Paragraph 4(b) of the Policy states that any of the following circumstances, in particular but without limitation, shall be considered evidence of the registration or use of a domain name in bad faith:

(i) circumstances indicating that the respondent registered or acquired the domain name primarily for the purpose of selling, renting, or otherwise transferring the domain name registration to the complainant (the owner of the trademark or service mark) or to a competitor of that complainant, for valuable consideration in excess of documented out-of-pocket costs directly related to the domain name;

(ii) circumstances indicating that the respondent registered the domain name in order to prevent the owner of the trademark or service mark from reflecting the mark in a corresponding domain name, provided that the respondent has engaged in a pattern of such conduct;

(iii) circumstances indicating that the respondent registered the domain name primarily for the purpose of disrupting the business of a competitor; or

(iv) circumstances indicating that the respondent intentionally is using the domain name in an attempt to attract, for commercial gain, Internet users to its website or other on-line location, by creating a likelihood of confusion with the complainant’s mark as to the source, sponsorship, affiliation, or endorsement of the respondent’s website or location or of a product or service on its website or location.

The examples of bad faith registration and use set forth in paragraph 4(b) are not meant to be exhaustive of all circumstances from which such bad faith may be found. See Telstra Corporation Limited v. Nuclear Marshmallows, WIPO Case No. D2000-0003. The overriding objective of the Policy is to curb the abusive registration of domain names in circumstances where the registrant is seeking to profit from and exploit the trademark of another. Match.com, LP v. Bill Zag and NWLAWS.ORG, WIPO Case No. D2004-0230.

The Panel believes that a fair inference can be drawn from the circumstances of this case that the Respondent registered and is using the disputed domain name in a bad faith attempt to profit from the attractive quality of the Complainant’s HARVARD mark. The Respondent does not deny being aware of the Complainant, and such awareness reasonably can be inferred from the Respondent’s registration of a domain name incorporating the Complainant’s well-known and distinctive HARVARD mark. Further, the disputed domain name is being used in connection with an apparent pay-per-click portal website with sponsored links consisting of the Complainant’s HARVARD BUSINESS REVIEW and HARVARD BUSINESS SCHOOL marks. As noted in Research In Motion Limited v. Dustin Picov, WIPO Case No. D2001-0492, when a domain name is so obviously connected with a complainant and its products or services, its very use by a registrant with no connection to the complainant suggests “opportunistic bad faith”. See also Paula Ka v. Paula Korenek, WIPO Case No.

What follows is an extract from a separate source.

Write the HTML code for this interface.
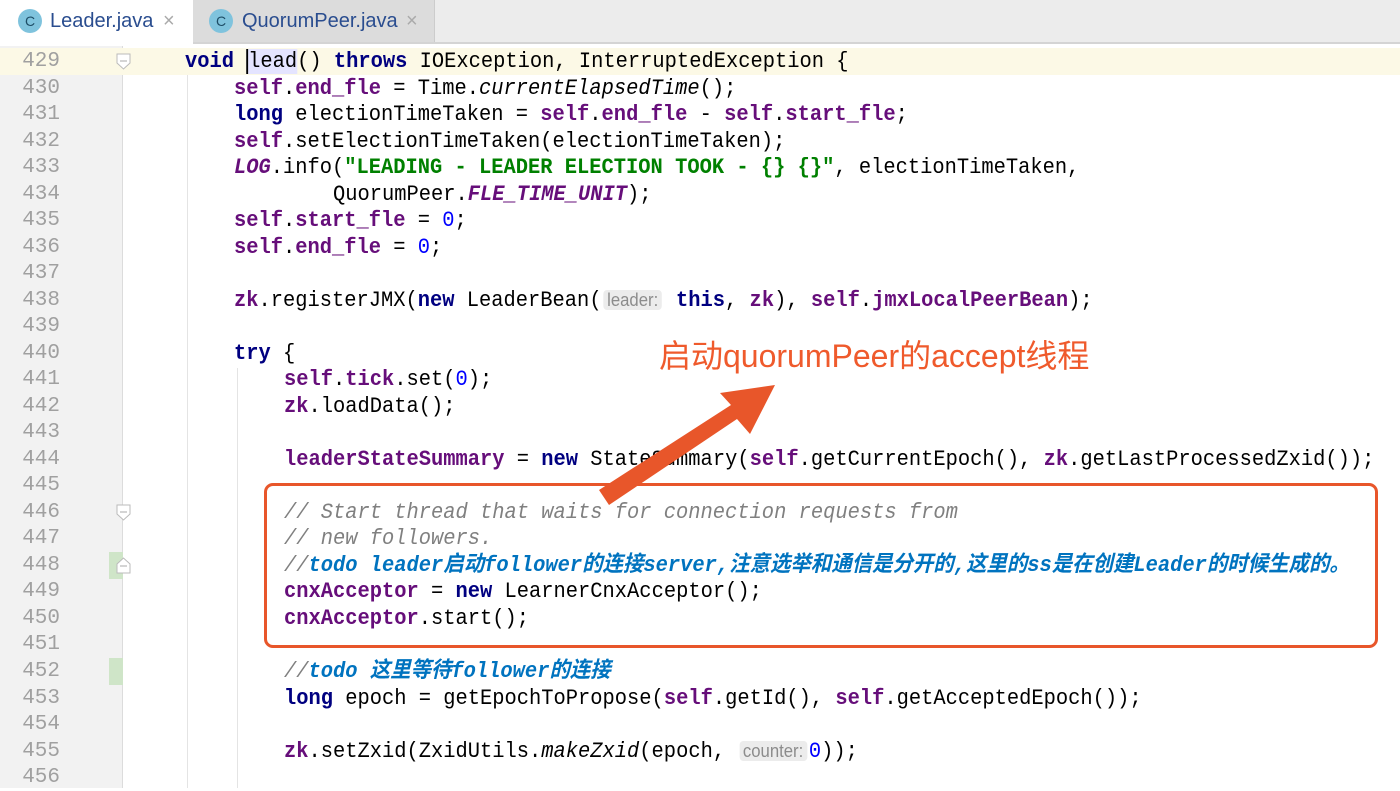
<!DOCTYPE html>
<html><head><meta charset="utf-8"><style>
*{margin:0;padding:0;box-sizing:border-box}
body{width:1400px;height:788px;overflow:hidden;background:#fff;position:relative;font-family:"Liberation Mono","Noto Sans CJK SC",monospace}
.tabbar{position:absolute;left:0;top:0;width:1400px;height:44px;background:#ececec;border-bottom:2px solid #d4d4d4}
.tab{position:absolute;top:0;height:42px;font-family:"Liberation Sans",sans-serif;font-size:20px;line-height:42px;color:#2a4d8f}
.tab .c{position:absolute;top:9px;width:24px;height:24px;border-radius:50%;background:#7fc3dd;color:#1d4d66;font-size:14px;line-height:24px;text-align:center}
.tab .x{position:absolute;top:0;color:#aaa;font-size:20px}
.gut{position:absolute;left:0;top:46px;width:123px;height:742px;background:#f2f2f2;border-right:1px solid #dcdcdc}
.cur{position:absolute;left:0;top:48px;width:1400px;height:27px;background:#fcf9e6}
.ln{position:absolute;left:0;width:60px;text-align:right;font-size:21px;color:#a0a0a0;height:27px;line-height:27px}
.code{position:absolute;white-space:pre;font-size:22px;line-height:27px;height:27px;color:#000;transform:scaleX(0.928);transform-origin:0 50%}
.k{color:#000080;font-weight:bold}
.f{color:#660e7a;font-weight:bold}
.s{color:#008000;font-weight:bold}
.i{font-style:italic}
.fi{color:#660e7a;font-weight:bold;font-style:italic}
.cm{color:#808080;font-style:italic}
.td{color:#0073bf;font-weight:bold;font-style:italic}
.n{color:#0000ff}
.h{font-family:"Liberation Sans",sans-serif;font-size:18px;color:#8c8c8c;background:#ececec;border-radius:4px;padding:0 4px;margin:0 2px}
.guide{position:absolute;width:1px;background:#e4e4e4}
</style></head><body>
<div class="tabbar">
 <div class="tab" style="left:0;width:193px;background:#fff;height:44px">
  <span class="c" style="left:18px">C</span><span style="position:absolute;left:50px">Leader.java</span><span class="x" style="left:163px">×</span></div>
 <div class="tab" style="left:193px;width:242px;background:#dcdcdc;border-right:1px solid #ccc">
  <span class="c" style="left:16px">C</span><span style="position:absolute;left:49px">QuorumPeer.java</span><span class="x" style="left:213px">×</span></div>
</div>
<div class="gut"></div>
<div class="cur"></div>
<div class="guide" style="left:187px;top:75px;height:713px"></div>
<div class="guide" style="left:237px;top:368px;height:420px"></div>
<div style="position:absolute;left:109px;top:552px;width:14px;height:27px;background:#cfe5c8"></div>
<div style="position:absolute;left:109px;top:658px;width:14px;height:27px;background:#cfe5c8"></div>
<svg style="position:absolute;left:115px;top:52px" width="18" height="20"><path d="M2 2H15V11L8.5 17L2 11Z" fill="#fff" stroke="#bbb"/><path d="M5 9H12" stroke="#aaa"/></svg>
<svg style="position:absolute;left:115px;top:503px" width="18" height="20"><path d="M2 2H15V11L8.5 17L2 11Z" fill="#fff" stroke="#bbb"/><path d="M5 9H12" stroke="#aaa"/></svg>
<svg style="position:absolute;left:115px;top:555px" width="18" height="20"><path d="M2 18H15V9L8.5 3L2 9Z" fill="#fff" stroke="#bbb"/><path d="M5 11H12" stroke="#aaa"/></svg>

<div class="ln" style="top:48px">429</div><div class="ln" style="top:74.5px">430</div><div class="ln" style="top:101px">431</div><div class="ln" style="top:127.6px">432</div><div class="ln" style="top:154px">433</div><div class="ln" style="top:180.6px">434</div><div class="ln" style="top:207px">435</div><div class="ln" style="top:233.6px">436</div><div class="ln" style="top:260px">437</div><div class="ln" style="top:286.7px">438</div><div class="ln" style="top:313px">439</div><div class="ln" style="top:339.7px">440</div><div class="ln" style="top:366px">441</div><div class="ln" style="top:392.8px">442</div><div class="ln" style="top:419px">443</div><div class="ln" style="top:445.8px">444</div><div class="ln" style="top:472px">445</div><div class="ln" style="top:498.8px">446</div><div class="ln" style="top:525px">447</div><div class="ln" style="top:551.9px">448</div><div class="ln" style="top:578px">449</div><div class="ln" style="top:604.9px">450</div><div class="ln" style="top:631px">451</div><div class="ln" style="top:658px">452</div><div class="ln" style="top:684.5px">453</div><div class="ln" style="top:711px">454</div><div class="ln" style="top:737.5px">455</div><div class="ln" style="top:764px">456</div>

<div class="code" style="left:185px;top:48px"><span class="k">void</span> <span style="background:#e4e4ff;border-left:2px solid #000">lead</span>() <span class="k">throws</span> IOException, InterruptedException {</div>
<div class="code" style="left:234px;top:74.5px"><span class="f">self</span>.<span class="f">end_fle</span> = Time.<span class="i">currentElapsedTime</span>();</div>
<div class="code" style="left:234px;top:101px"><span class="k">long</span> electionTimeTaken = <span class="f">self</span>.<span class="f">end_fle</span> - <span class="f">self</span>.<span class="f">start_fle</span>;</div>
<div class="code" style="left:234px;top:127.6px"><span class="f">self</span>.setElectionTimeTaken(electionTimeTaken);</div>
<div class="code" style="left:234px;top:154px"><span class="fi">LOG</span>.info(<span class="s">"LEADING - LEADER ELECTION TOOK - {} {}"</span>, electionTimeTaken,</div>
<div class="code" style="left:333px;top:180.6px">QuorumPeer.<span class="fi">FLE_TIME_UNIT</span>);</div>
<div class="code" style="left:234px;top:207px"><span class="f">self</span>.<span class="f">start_fle</span> = <span class="n">0</span>;</div>
<div class="code" style="left:234px;top:233.6px"><span class="f">self</span>.<span class="f">end_fle</span> = <span class="n">0</span>;</div>
<div class="code" style="left:234px;top:286.7px"><span class="f">zk</span>.registerJMX(<span class="k">new</span> LeaderBean(<span class="h">leader:</span> <span class="k">this</span>, <span class="f">zk</span>), <span class="f">self</span>.<span class="f">jmxLocalPeerBean</span>);</div>
<div class="code" style="left:234px;top:339.7px"><span class="k">try</span> {</div>
<div class="code" style="left:284px;top:366px"><span class="f">self</span>.<span class="f">tick</span>.set(<span class="n">0</span>);</div>
<div class="code" style="left:284px;top:392.8px"><span class="f">zk</span>.loadData();</div>
<div class="code" style="left:284px;top:445.8px"><span class="f">leaderStateSummary</span> = <span class="k">new</span> StateSummary(<span class="f">self</span>.getCurrentEpoch(), <span class="f">zk</span>.getLastProcessedZxid());</div>
<div class="code" style="left:284px;top:498.8px"><span class="cm">// Start thread that waits for connection requests from</span></div>
<div class="code" style="left:284px;top:525px"><span class="cm">// new followers.</span></div>
<div class="code" style="left:284px;top:551.9px"><span class="cm">//</span><span class="td">todo leader启动follower的连接server,注意选举和通信是分开的,这里的ss是在创建Leader的时候生成的。</span></div>
<div class="code" style="left:284px;top:578px"><span class="f">cnxAcceptor</span> = <span class="k">new</span> LearnerCnxAcceptor();</div>
<div class="code" style="left:284px;top:604.9px"><span class="f">cnxAcceptor</span>.start();</div>
<div class="code" style="left:284px;top:658px"><span class="cm">//</span><span class="td">todo 这里等待follower的连接</span></div>
<div class="code" style="left:284px;top:684.5px"><span class="k">long</span> epoch = getEpochToPropose(<span class="f">self</span>.getId(), <span class="f">self</span>.getAcceptedEpoch());</div>
<div class="code" style="left:284px;top:737.5px"><span class="f">zk</span>.setZxid(ZxidUtils.<span class="i">makeZxid</span>(epoch, <span class="h">counter:</span><span class="n">0</span>));</div>

<div style="position:absolute;left:264px;top:483px;width:1114px;height:165px;border:3px solid #e8562a;border-radius:9px"></div>
<svg style="position:absolute;left:0;top:0" width="1400" height="788"><path d="M599 490 L609 505 L737 419 L750 434 L775 385 L720 393 L731 405 Z" fill="#e8562a"/></svg>
<div style="position:absolute;left:659px;top:331px;font-family:'Liberation Sans','Noto Sans CJK SC',sans-serif;font-size:32px;color:#ef5a2c;white-space:nowrap">启动quorumPeer的accept线程</div>
</body></html>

D2003-0453.

The Panel notes the Respondent’s denial of any responsibility for the website content, and the claim that he has done nothing more than park the disputed domain name with the domain registrar, GoDaddy.com, Inc..3 Even assuming this to be the case, the Respondent’s unexplained failure to make any active use of the disputed domain name since its registration does not preclude a determination of bad faith registration and use in the circumstances of this case. The Respondent has offered no explanation of why he registered the disputed domain name, which incorporates the Complainant’s well known HARVARD mark, and he is silent regarding any actual or contemplated active use of the domain name. As noted in Telstra Corporation Limited supra, passive holding of a domain name can be considered as bad faith where it is not possible to conceive of any plausible actual or contemplated active use of the disputed domain name that would not be illegitimate. See also Salomon Smith Barney, Inc. v. Salomon Internet Services, WIPO Case No. D2000-0668. For the reasons discussed above, this Panel cannot in the circumstances of this case conceive of any plausible actual or contemplated use of the disputed domain name by the Respondent that would be legitimate.

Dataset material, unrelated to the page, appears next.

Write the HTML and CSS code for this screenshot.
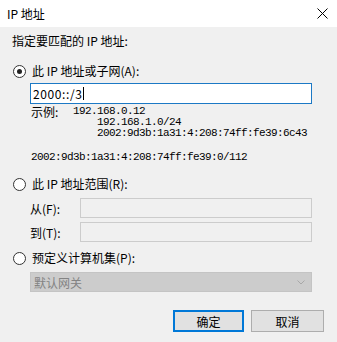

Accordingly, for all the foregoing reasons, the Panel finds that the Complainant has satisfied the requirements of paragraph 4(a)(iii) of the Policy.

7. Decision

For all the foregoing reasons, in accordance with paragraphs 4(i) of the Policy and 15 of the Rules, the Panel orders that the domain name <harvardbusiness.net> be transferred to the Complainant.


William R. Towns
Sole Panelist

Dated: December 11, 2007


1 The Complaint names two parties as complainants: (1) Presidents and Fellows of Harvard College (the corporate name of Harvard University); and (2) Harvard Business School Publishing Corporation. Presidents and Fellows of Harvard College owns the HARVARD-formative marks identified in the Complaint and licenses the use of these marks to its subsidiary, Harvard Business School Publishing Corporation. As used herein, “the Complainant” means Presidents and Fellows of Harvard College unless otherwise indicated.

2 Although the Respondent denies any active use of the disputed domain name, the Panel notes that the use of a domain name confusingly similar to another’s trademark to generate pay-per-click revenue based on the attractive quality of the mark does not constitute a bona fide offering of goods or services under paragraph 4(c)(i) of the Policy. See Educational Testing Service (ETS) v. International Names Ltd., WIPO Case No. D2007-0449. Further, use of a domain name incorporating another’s mark to generate pay-per-click revenue is preclusive of any legitimate noncommercial or fair use of the domain name under paragraph 4(c)(iii) of the Policy. See Bata Brands S.а.r.l v. Charles Power, WIPO Case No. D2006-0191.

3 The Respondent is silent as to whether the website generates pay-per-click revenue.